Some seals are compatible with very smooth, even polished surfaces, but many dynamic elastomer lips prefer a lightly textured, plateau-honed finish that retains micro-lubricant; PTFE-based seals typically tolerate and even benefit from smoother, polished shafts within a defined roughness window, whereas standard rubber O-rings and elastomer lips can leak or wear on mirror-polished surfaces lacking valleys.
PTFE and spring-energized PTFE
• PTFE rotary/reciprocating seals generally work best on smooth, polished shafts in the range of about 2–16 RMS depending on medium and temperature, with liquids commonly 8–16 RMS and non-cryogenic gases 6–16 RMS; at cryogenic temperatures, 2–4 RMS is advised. Excessively rough surfaces abrade PTFE, while overly mirror finishes inhibit transfer film formation.
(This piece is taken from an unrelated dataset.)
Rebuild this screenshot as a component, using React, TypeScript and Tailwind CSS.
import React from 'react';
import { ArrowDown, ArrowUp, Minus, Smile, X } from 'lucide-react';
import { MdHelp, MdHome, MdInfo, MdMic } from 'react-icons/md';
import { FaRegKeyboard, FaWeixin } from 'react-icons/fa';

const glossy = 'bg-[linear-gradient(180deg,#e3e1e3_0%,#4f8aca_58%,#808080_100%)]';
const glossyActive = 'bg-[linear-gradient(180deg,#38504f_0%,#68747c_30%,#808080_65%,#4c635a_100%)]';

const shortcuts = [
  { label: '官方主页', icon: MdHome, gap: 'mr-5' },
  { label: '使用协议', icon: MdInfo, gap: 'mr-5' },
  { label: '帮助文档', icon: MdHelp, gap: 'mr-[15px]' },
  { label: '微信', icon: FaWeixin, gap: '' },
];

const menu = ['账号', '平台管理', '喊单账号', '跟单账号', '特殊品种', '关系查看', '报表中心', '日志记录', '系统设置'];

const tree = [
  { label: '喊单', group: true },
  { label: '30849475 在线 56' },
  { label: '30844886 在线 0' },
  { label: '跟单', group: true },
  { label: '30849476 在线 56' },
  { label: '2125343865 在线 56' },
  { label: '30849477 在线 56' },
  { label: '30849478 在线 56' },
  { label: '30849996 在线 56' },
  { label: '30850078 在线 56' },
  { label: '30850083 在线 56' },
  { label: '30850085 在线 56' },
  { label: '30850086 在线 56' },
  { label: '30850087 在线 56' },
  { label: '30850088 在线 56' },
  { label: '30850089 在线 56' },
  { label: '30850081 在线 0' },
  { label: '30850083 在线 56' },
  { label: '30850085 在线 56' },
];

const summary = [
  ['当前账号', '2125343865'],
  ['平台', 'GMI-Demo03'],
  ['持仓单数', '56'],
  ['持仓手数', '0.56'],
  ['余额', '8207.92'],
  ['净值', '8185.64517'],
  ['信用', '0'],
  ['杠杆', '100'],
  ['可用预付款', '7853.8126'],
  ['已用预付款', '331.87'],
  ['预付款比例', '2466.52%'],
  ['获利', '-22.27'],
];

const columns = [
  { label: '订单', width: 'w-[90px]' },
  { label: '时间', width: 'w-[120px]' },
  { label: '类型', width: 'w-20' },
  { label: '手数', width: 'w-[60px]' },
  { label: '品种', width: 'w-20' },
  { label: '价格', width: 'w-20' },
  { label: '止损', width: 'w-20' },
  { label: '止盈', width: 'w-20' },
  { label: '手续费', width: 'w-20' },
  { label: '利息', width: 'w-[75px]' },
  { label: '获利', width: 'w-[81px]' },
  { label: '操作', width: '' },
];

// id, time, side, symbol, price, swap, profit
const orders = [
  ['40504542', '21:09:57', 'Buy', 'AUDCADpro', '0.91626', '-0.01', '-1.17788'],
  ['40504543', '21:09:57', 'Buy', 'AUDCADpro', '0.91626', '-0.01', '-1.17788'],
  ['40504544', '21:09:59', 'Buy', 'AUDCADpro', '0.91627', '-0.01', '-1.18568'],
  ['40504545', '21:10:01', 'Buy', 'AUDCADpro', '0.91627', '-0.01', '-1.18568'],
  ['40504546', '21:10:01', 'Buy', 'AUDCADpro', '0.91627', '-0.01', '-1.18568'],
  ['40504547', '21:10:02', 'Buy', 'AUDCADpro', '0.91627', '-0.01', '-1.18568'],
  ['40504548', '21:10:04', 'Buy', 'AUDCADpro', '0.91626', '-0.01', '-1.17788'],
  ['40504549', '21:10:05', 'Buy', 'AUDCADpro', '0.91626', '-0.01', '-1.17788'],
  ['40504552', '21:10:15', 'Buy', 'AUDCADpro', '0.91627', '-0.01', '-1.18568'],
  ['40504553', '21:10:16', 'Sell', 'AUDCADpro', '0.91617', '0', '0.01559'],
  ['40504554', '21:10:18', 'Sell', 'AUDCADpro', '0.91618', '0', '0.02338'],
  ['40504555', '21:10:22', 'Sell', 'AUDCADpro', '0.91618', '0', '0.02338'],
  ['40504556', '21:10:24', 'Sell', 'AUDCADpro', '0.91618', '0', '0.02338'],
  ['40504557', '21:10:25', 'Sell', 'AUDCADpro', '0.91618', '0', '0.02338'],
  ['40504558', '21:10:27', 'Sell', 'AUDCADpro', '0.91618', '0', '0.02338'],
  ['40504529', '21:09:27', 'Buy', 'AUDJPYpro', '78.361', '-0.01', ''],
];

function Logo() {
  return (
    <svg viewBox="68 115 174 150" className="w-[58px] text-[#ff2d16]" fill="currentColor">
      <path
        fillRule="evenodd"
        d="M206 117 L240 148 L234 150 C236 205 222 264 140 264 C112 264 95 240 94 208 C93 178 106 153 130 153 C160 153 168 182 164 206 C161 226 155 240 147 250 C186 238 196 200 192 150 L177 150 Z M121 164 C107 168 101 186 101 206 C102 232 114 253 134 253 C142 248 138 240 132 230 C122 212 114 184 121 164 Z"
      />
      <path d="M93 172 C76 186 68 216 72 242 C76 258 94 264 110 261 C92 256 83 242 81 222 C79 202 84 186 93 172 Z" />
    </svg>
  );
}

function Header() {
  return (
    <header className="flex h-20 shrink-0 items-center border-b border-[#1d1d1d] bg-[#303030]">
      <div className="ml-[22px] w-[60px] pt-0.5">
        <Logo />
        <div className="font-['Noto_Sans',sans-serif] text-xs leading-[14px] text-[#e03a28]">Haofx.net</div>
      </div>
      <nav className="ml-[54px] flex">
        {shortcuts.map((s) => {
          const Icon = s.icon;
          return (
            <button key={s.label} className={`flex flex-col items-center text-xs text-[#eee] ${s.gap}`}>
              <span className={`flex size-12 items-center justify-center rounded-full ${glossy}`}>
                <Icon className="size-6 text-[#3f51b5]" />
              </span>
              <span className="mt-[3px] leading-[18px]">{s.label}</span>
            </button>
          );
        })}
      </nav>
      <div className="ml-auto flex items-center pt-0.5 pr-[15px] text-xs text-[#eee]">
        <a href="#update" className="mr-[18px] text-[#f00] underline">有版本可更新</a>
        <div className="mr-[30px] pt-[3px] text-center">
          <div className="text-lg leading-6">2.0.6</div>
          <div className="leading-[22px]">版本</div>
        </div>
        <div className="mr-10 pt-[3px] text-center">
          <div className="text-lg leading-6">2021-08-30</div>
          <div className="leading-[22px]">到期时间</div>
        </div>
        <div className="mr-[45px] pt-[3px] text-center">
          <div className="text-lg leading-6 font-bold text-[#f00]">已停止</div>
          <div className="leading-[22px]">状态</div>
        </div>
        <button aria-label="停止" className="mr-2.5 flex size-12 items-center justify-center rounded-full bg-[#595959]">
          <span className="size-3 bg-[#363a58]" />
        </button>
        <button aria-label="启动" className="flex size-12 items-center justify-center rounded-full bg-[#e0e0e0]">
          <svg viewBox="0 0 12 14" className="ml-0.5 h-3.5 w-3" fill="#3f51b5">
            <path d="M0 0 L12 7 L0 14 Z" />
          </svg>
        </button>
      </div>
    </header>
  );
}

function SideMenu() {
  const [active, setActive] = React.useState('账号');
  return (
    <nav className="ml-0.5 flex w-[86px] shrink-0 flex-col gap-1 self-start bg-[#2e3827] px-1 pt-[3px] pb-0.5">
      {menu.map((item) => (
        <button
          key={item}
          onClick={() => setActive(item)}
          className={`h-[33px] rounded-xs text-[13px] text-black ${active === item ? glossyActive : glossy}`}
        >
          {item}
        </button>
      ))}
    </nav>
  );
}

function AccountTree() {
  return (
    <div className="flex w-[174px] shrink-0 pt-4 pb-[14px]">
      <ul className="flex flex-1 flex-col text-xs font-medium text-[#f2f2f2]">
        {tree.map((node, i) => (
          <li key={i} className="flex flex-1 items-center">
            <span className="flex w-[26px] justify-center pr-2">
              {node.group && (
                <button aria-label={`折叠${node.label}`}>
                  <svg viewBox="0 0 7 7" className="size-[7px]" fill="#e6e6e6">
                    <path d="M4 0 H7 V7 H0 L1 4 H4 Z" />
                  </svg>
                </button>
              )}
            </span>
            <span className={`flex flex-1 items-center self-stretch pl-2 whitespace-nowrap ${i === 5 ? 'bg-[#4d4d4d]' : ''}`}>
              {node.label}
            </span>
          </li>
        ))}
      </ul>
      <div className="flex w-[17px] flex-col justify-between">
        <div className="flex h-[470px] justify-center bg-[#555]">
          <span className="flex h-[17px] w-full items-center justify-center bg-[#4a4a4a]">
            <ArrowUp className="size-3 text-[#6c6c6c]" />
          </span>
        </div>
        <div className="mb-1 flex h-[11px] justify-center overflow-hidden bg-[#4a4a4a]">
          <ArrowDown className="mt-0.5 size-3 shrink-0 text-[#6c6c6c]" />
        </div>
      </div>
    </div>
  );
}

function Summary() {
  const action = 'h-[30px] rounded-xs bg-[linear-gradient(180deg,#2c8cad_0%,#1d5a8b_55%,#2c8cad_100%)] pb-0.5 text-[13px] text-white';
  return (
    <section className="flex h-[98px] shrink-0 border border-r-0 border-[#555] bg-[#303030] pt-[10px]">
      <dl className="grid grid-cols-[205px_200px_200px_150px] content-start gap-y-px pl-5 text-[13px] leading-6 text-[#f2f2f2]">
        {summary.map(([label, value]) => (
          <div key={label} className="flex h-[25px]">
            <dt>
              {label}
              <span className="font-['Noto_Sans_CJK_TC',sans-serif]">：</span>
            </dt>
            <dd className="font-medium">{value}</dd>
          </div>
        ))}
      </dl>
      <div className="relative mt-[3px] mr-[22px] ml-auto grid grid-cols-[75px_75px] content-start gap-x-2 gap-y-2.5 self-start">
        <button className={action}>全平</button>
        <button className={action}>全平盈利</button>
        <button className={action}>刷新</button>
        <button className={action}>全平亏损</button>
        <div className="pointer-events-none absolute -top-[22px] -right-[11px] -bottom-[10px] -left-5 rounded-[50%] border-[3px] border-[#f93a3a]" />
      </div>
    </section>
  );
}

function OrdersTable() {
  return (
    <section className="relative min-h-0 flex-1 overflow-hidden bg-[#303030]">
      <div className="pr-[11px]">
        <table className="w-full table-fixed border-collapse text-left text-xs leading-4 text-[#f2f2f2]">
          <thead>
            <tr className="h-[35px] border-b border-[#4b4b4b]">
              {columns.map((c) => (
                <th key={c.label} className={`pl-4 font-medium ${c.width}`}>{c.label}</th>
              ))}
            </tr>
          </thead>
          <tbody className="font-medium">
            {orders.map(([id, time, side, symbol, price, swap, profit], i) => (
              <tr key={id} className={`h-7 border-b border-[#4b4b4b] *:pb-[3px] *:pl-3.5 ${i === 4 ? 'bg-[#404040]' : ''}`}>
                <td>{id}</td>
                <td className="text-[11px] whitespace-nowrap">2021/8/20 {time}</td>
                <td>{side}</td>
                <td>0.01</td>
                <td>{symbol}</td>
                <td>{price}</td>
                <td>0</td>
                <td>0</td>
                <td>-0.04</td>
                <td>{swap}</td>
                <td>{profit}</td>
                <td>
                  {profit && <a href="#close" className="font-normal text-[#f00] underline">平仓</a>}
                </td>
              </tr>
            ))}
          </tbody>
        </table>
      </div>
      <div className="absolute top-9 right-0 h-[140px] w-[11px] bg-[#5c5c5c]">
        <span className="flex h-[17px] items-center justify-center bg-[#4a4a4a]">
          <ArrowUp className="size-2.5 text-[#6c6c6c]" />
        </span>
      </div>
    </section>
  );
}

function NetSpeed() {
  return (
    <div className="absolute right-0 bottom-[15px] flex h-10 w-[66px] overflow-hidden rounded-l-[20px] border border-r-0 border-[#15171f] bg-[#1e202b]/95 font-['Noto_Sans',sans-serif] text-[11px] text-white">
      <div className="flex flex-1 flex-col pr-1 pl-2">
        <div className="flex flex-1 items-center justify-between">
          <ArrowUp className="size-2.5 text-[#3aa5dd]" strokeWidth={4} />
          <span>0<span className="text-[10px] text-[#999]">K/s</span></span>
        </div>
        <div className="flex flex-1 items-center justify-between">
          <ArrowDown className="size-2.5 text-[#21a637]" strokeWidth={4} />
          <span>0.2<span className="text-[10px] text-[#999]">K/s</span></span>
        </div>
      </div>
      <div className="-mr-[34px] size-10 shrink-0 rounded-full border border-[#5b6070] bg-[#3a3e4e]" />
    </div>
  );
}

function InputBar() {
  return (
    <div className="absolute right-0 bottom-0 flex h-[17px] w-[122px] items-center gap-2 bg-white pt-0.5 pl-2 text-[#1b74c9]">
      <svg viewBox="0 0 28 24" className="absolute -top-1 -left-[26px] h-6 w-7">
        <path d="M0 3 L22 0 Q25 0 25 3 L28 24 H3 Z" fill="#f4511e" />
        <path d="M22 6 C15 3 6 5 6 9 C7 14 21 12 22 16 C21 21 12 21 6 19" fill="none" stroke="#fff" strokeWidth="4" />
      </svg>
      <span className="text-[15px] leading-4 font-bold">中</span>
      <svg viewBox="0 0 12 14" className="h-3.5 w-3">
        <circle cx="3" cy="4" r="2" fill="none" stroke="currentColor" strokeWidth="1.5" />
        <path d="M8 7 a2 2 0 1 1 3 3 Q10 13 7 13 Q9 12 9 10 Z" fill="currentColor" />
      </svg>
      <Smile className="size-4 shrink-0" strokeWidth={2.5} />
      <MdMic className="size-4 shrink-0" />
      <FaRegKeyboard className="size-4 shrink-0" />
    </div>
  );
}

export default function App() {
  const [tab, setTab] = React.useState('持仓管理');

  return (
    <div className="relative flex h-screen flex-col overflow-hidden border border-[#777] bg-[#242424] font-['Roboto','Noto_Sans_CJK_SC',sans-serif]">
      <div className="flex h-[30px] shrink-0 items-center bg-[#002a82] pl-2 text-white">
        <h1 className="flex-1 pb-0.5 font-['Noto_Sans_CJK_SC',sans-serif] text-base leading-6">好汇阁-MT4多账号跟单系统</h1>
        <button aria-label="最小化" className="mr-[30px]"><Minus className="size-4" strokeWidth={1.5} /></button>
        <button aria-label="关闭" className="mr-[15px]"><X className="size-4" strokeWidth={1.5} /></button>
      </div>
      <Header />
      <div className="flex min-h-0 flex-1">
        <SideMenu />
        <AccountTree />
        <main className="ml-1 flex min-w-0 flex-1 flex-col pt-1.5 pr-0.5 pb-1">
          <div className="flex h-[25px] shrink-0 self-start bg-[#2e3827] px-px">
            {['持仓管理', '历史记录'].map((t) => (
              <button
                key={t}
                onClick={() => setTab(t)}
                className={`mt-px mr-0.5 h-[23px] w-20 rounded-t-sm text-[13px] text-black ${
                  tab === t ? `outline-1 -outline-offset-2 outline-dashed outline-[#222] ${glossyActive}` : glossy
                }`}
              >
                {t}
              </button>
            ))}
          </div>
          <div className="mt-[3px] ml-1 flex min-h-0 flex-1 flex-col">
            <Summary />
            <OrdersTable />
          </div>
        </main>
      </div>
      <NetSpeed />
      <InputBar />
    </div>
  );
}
• Avoid helical machining lead on polished shafts, as spiral grooves can pump fluid and cause leakage; plunge grinding or non-lead polishing is preferred even when the target finish is highly smooth.
Elastomer O-rings and lip seals
• Elastomeric seals are compliant and tolerate rougher surfaces, but for dynamic service a highly polished counterface is not ideal because it won’t hold lubricant; typical guidance favors about 10–20 µin RMS for reciprocating, with honed/burnished or hard-chrome plated finishes that present micro-pockets.
• For static glands, smoother is beneficial up to about 32 µin RMS for liquids and 16 µin RMS for vacuum/gases, but dynamic elastomer lips need some texture to reduce frictional heat and avoid starvation.
“Polished” compatibility summary
• Compatible: PTFE and spring-energized PTFE seals on shafts polished within their recommended RMS window and with non-leaded texture; these designs rely on a thin transfer film and can exhibit low leakage at very low Ra/RMS values.
• Caution: Standard NBR/FKM elastomer lips on mirror-polished, valley-free surfaces may see increased leakage/wear due to poor lubricant retention; a plateau-honed or burnished finish is usually better for leakage control.
• Mixed cases: Some rotary elastomer lips for light oils may run on finely polished 16 RMS shafts, but results depend on lubrication regime and hardness; confirm with the seal supplier’s finish band.
Practical guidance
• Specify finish by RMS/Ra and “no lead” rather than just “polished, ” and include Rk parameters if leakage is critical; PTFE often calls for 2–16 RMS, elastomer lips for reciprocating around 10–20 µin RMS with plateau texture.
• If leakage rises after aggressive polishing, reintroduce plateau by light honing or micro-matting to restore valleys while staying within the seal maker’s window.